Investment decisions increasingly need to account for this variability. A property might generate good income now, but if it will require substantial fire safety work within five years, that affects its actual return. Buildings that won’t need major work, or where work can be done relatively simply, are becoming premium assets compared to those facing complex and expensive retrofits.

The Compliance Timeline Problem

Property investors face timing pressure around fire safety upgrades. Waiting until enforcement actions force changes is more expensive than addressing issues proactively, but determining when to spend money on upgrades requires predicting how regulations will change. Get it wrong by upgrading too early to standards that change again, and money is wasted. Wait too long, and the property loses value or faces occupancy restrictions.

Buildings with good baseline safety infrastructure give investors more time to respond to regulatory changes. They’re starting from a better position, so incremental improvements keep them compliant without emergency work. Buildings with minimal or outdated systems operate on shorter timelines, where new regulations might require immediate expensive responses.

What This Means for Property Portfolios

Commercial property investors need to assess their holdings differently now.
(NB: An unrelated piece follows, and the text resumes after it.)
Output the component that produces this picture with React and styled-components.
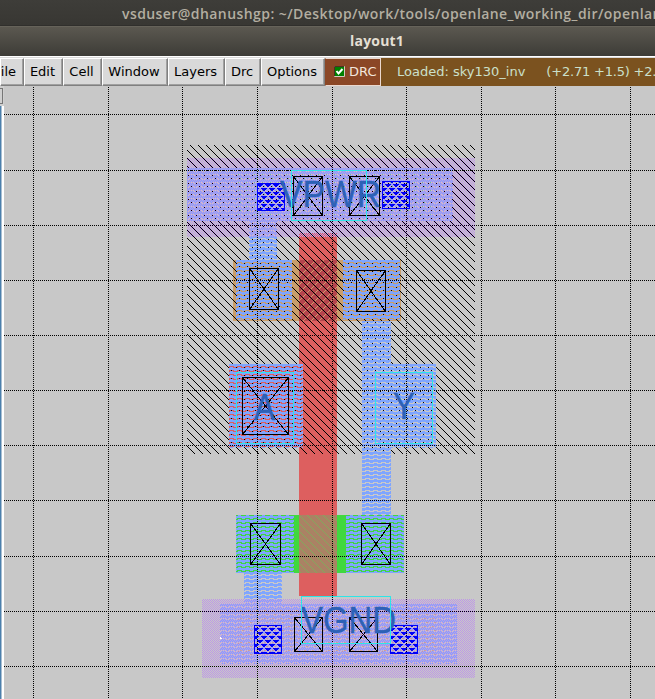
import React from 'react';
import styled, { createGlobalStyle } from 'styled-components';

const GlobalStyle = createGlobalStyle`
  * { box-sizing: border-box; }
  body { margin: 0; overflow: hidden; background: #c8c8c8; }
`;

const Desktop = styled.div`
  width: 655px;
  height: 699px;
  display: flex;
  flex-direction: column;
  overflow: hidden;
  font-family: 'DejaVu Sans', sans-serif;
`;

const TerminalTitle = styled.header`
  flex: 0 0 26px;
  min-height: 0;
  overflow: hidden;
  padding-left: 122px;
  background: linear-gradient(#3e3d39, #383733);
  border-bottom: 1px solid #302f2c;
  color: #b3aea1;
  font: 600 14px/27px 'Open Sans', sans-serif;
  letter-spacing: 0.43px;
  white-space: nowrap;
`;

const WindowTitle = styled.header`
  flex: 0 0 30px;
  padding-left: 350px;
  background: linear-gradient(#5b5850, #3d3c37);
  border-top: 1px solid #66635a;
  color: #e4dfd4;
  font: 700 14px/28px 'Open Sans', sans-serif;
  letter-spacing: 0.2px;
`;

const MenuBar = styled.nav`
  flex: 0 0 30px;
  display: flex;
  padding-top: 1px;
  background: #d9d9d9;
  border-top: 1px solid #fff;
  font-size: 13px;
  white-space: nowrap;
  overflow: hidden;
`;

const MenuButton = styled.button`
  flex: 0 0 ${(p) => p.$width}px;
  height: 28px;
  display: flex;
  align-items: center;
  justify-content: ${(p) => (p.$cut ? 'flex-end' : 'center')};
  padding: 0 ${(p) => (p.$cut ? 7 : 2)}px 2px 0;
  overflow: hidden;
  border: 1px solid;
  border-color: #fff #808080 #808080 #fff;
  box-shadow: inset -1px -1px #a0a0a0;
  background: #d9d9d9;
  color: #000;
  font: inherit;
`;

const DrcToggle = styled.label`
  flex: 0 0 56px;
  height: 28px;
  display: flex;
  align-items: center;
  gap: 4px;
  padding: 0 0 2px 8px;
  border: 1px solid #ead8cf;
  border-left-color: #8b4726;
  background: #8b4726;
  color: #f3e6dc;
`;

const Status = styled.div`
  flex: 1;
  height: 29px;
  display: flex;
  align-items: center;
  gap: 21px;
  padding: 0 0 3px 16px;
  background: #7b521f;
  color: #cbe0cb;
`;

const Coordinates = styled.span`
  letter-spacing: -0.2px;
`;

const Workspace = styled.main`
  flex: 1;
  display: flex;
  min-height: 0;
`;

const ScrollRail = styled.aside`
  flex: 0 0 4px;
  display: flex;
  flex-direction: column;
  gap: 2px;
  padding-top: 2px;
  background: #d0d0d0;
`;

const RailCap = styled.div`
  height: 16px;
  margin-right: 1px;
  border: solid #777;
  border-width: 1px 1px 1px 0;
`;

const RailTrack = styled.div`
  flex: 1;
  border-left: 1px solid #4b80ad;
  border-right: 2px solid #fff;
  background: #a9bfd2;
`;

const LayoutCanvas = styled.svg`
  display: block;
  width: 651px;
  height: 613px;
  background: #c8c8c8;
  shape-rendering: crispEdges;
`;

const NetLabel = styled.text`
  fill: #2d61b7;
  stroke: #2d61b7;
  stroke-width: 0.4px;
  font: 36px 'Liberation Sans', sans-serif;
`;

const MENUS = [
  ['File', 24], ['Edit', 39], ['Cell', 39], ['Window', 66],
  ['Layers', 57], ['Drc', 36], ['Options', 64],
];
const COLUMNS = [33, 108, 182, 257, 332, 406, 481, 555, 630];
const ROWS = [114, 170, 225, 280, 335, 390, 445, 500, 556, 611, 666];

// Every shape is [x, y, width, height] in canvas pixels.
const METAL = [
  [187, 168, 266, 53], [249, 221, 28, 39],
  [236, 260, 56, 60], [343, 260, 57, 60],
  [229, 364, 74, 84], [362, 321, 29, 43], [362, 364, 74, 84], [362, 448, 29, 67],
  [236, 515, 58, 58], [346, 515, 58, 58],
  [244, 573, 38, 31], [220, 604, 237, 60],
];
const CONTACTS = [
  [293, 176, 29, 39], [349, 176, 30, 39],
  [249, 268, 29, 41], [356, 270, 29, 41], [242, 377, 46, 57],
  [250, 523, 30, 41], [361, 523, 29, 41],
  [294, 617, 28, 34], [349, 617, 28, 34],
];
const TAPS = [[257, 183, 27, 27], [382, 181, 27, 27], [254, 625, 27, 28], [390, 625, 27, 28]];
const PORTS = [[291, 170, 75, 50], [236, 372, 57, 71], [375, 372, 57, 71], [301, 596, 89, 47]];
const LABELS = [
  ['VPWR', 280, 207, 101], ['A', 254, 420, 21], ['Y', 393, 419, 22], ['VGND', 301, 633, 95],
];

function Box({ shape: [x, y, width, height], ...rest }) {
  return <rect x={x} y={y} width={width} height={height} {...rest} />;
}

function Patterns() {
  return (
    <defs>
      <pattern id="well" x="5" width="8" height="8" patternUnits="userSpaceOnUse">
        {[0, 1, 2, 3, 4, 5, 6, 7].map((i) => <rect key={i} x={i} y={i} width="1" height="1" />)}
      </pattern>
      <pattern id="metal" x="2" width="8" height="4" patternUnits="userSpaceOnUse">
        <path fill="#7fa5ff" d="M0 0h8v2H0zM0 2h3v1H0zM4 3h3v1H4z" />
      </pattern>
      <pattern id="rail" width="2" height="2" patternUnits="userSpaceOnUse">
        <path fill="#be98e6" d="M0 0h1v1H0zM1 1h1v1H1z" />
      </pattern>
      <pattern id="gateP" width="8" height="8" patternUnits="userSpaceOnUse">
        {[0, 1, 2, 3, 4, 5, 6, 7].map((i) => (
          <rect key={i} x={7 - i} y={i} width="1" height="1" fill="#cda06b" />
        ))}
      </pattern>
      <pattern id="gateN" width="8" height="8" patternUnits="userSpaceOnUse">
        {[0, 1, 2, 3, 4, 5, 6, 7].map((i) => (
          <rect key={i} x={i} y={i} width="1" height="1" fill="#84a85c" />
        ))}
      </pattern>
      <pattern id="tap" x="1" width="8" height="8" patternUnits="userSpaceOnUse">
        <path fill="#0000f8" d="M0 0h6v1H0zM1 1h4v1H1zM2 2h2v1H2zM4 4h4v1H4zM0 4h2v1H0zM5 5h3v1H5zM0 5h1v1H0zM6 6h2v1H6z" />
      </pattern>
      <pattern id="nTap" width="8" height="8" patternUnits="userSpaceOnUse">
        <path fill="#59c266" fillOpacity=".6" d="M0 2h1v1H0zM6 6h1v1H6z" />
      </pattern>
      <pattern id="pTap" width="8" height="8" patternUnits="userSpaceOnUse">
        <path fill="#cf9e8b" fillOpacity=".8" d="M0 2h2v1H0zM6 3h1v1H6zM2 6h2v1H2z" />
      </pattern>
    </defs>
  );
}

function InverterLayout() {
  return (
    <LayoutCanvas viewBox="4 86 651 613">
      <Patterns />
      <rect x="233" y="260" width="168" height="61" fill="#c99e6b" />
      <rect x="236" y="515" width="168" height="58" fill="#40d83f" />
      <rect x="229" y="366" width="74" height="81" fill="#dd5f5f" />
      <rect x="299" y="233" width="38" height="363" fill="#dd5f5f" />
      <rect x="299" y="260" width="38" height="61" fill="#b5454d" />
      <rect x="299" y="260" width="38" height="61" fill="url(#gateP)" />
      <rect x="299" y="515" width="38" height="58" fill="#aa8264" />
      <rect x="299" y="515" width="38" height="58" fill="url(#gateN)" />
      <rect x="187" y="145" width="288" height="309" fill="url(#well)" />
      {METAL.map((shape) => <Box key={shape.join()} shape={shape} fill="url(#metal)" />)}
      <rect x="187" y="158" width="288" height="79" fill="url(#rail)" />
      <rect x="202" y="599" width="273" height="79" fill="url(#rail)" />
      <rect x="238" y="173" width="194" height="44" fill="url(#nTap)" />
      <rect x="238" y="610" width="200" height="48" fill="url(#pTap)" />
      <path d="M220 637h1v1h1v1h-2z" fill="#fff" />
      <g stroke="#000" strokeDasharray="1 1">
        {COLUMNS.map((x) => <line key={x} x1={x + 0.5} x2={x + 0.5} y1="87" y2="699" />)}
        {ROWS.map((y) => <line key={y} x1="4" x2="655" y1={y + 0.5} y2={y + 0.5} />)}
      </g>
      {CONTACTS.map(([x, y, w, h]) => (
        <path
          key={`${x}-${y}`}
          transform="translate(.5 .5)"
          d={`M${x} ${y}h${w}v${h}h${-w}zl${w} ${h}M${x + w} ${y}l${-w} ${h}`}
          fill="none"
          stroke="#000"
        />
      ))}
      {TAPS.map((shape) => (
        <g key={shape.join()}>
          <Box shape={shape} fill="url(#tap)" />
          <Box shape={shape} transform="translate(.5 .5)" fill="none" stroke="#0000f8" />
        </g>
      ))}
      {LABELS.map(([name, x, y, width]) => (
        <NetLabel key={name} x={x} y={y} textLength={width} lengthAdjust="spacingAndGlyphs">{name}</NetLabel>
      ))}
      {PORTS.map((shape) => (
        <Box key={shape.join()} shape={shape} transform="translate(.5 .5)" fill="none" stroke="#2ee5e8" />
      ))}
    </LayoutCanvas>
  );
}

function CheckMark() {
  return (
    <svg width="11" height="11" viewBox="0 0 11 11">
      <path d="M.5.5h10v10H.5z" fill="#008000" stroke="#d5c8bf" />
      <path d="M.5 10V.5H10" fill="none" stroke="#4d3020" />
      <path d="M2.5 5l2 2.5 4-4.5" fill="none" stroke="#fff" strokeWidth="2" />
    </svg>
  );
}

export default function App() {
  return (
    <Desktop>
      <GlobalStyle />
      <TerminalTitle>vsduser@dhanushgp: ~/Desktop/work/tools/openlane_working_dir/openlane</TerminalTitle>
      <WindowTitle>layout1</WindowTitle>
      <MenuBar>
        {MENUS.map(([name, width]) => (
          <MenuButton key={name} $width={width} $cut={name === 'File'}>{name}</MenuButton>
        ))}
        <DrcToggle><CheckMark />DRC</DrcToggle>
        <Status><span>Loaded: sky130_inv</span><Coordinates>(+2.71 +1.5) +2.71</Coordinates></Status>
      </MenuBar>
      <Workspace>
        <ScrollRail><RailCap /><RailTrack /></ScrollRail>
        <InverterLayout />
      </Workspace>
    </Desktop>
  );
}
A building’s fire safety infrastructure and its capacity to meet future requirements matter as much as traditional factors such as location and tenant mix. Properties that looked equivalent five years ago now have very different risk profiles based on how well they can adapt to evolving regulations.

The market is repricing commercial property to reflect this reality. Buildings with comprehensive, documented fire safety systems trade at premiums compared to superficially similar properties with marginal compliance. This gap will likely widen as regulations continue developing and as more investors recognize that fire safety infrastructure isn’t just about compliance, it’s about long-term property viability and value protection.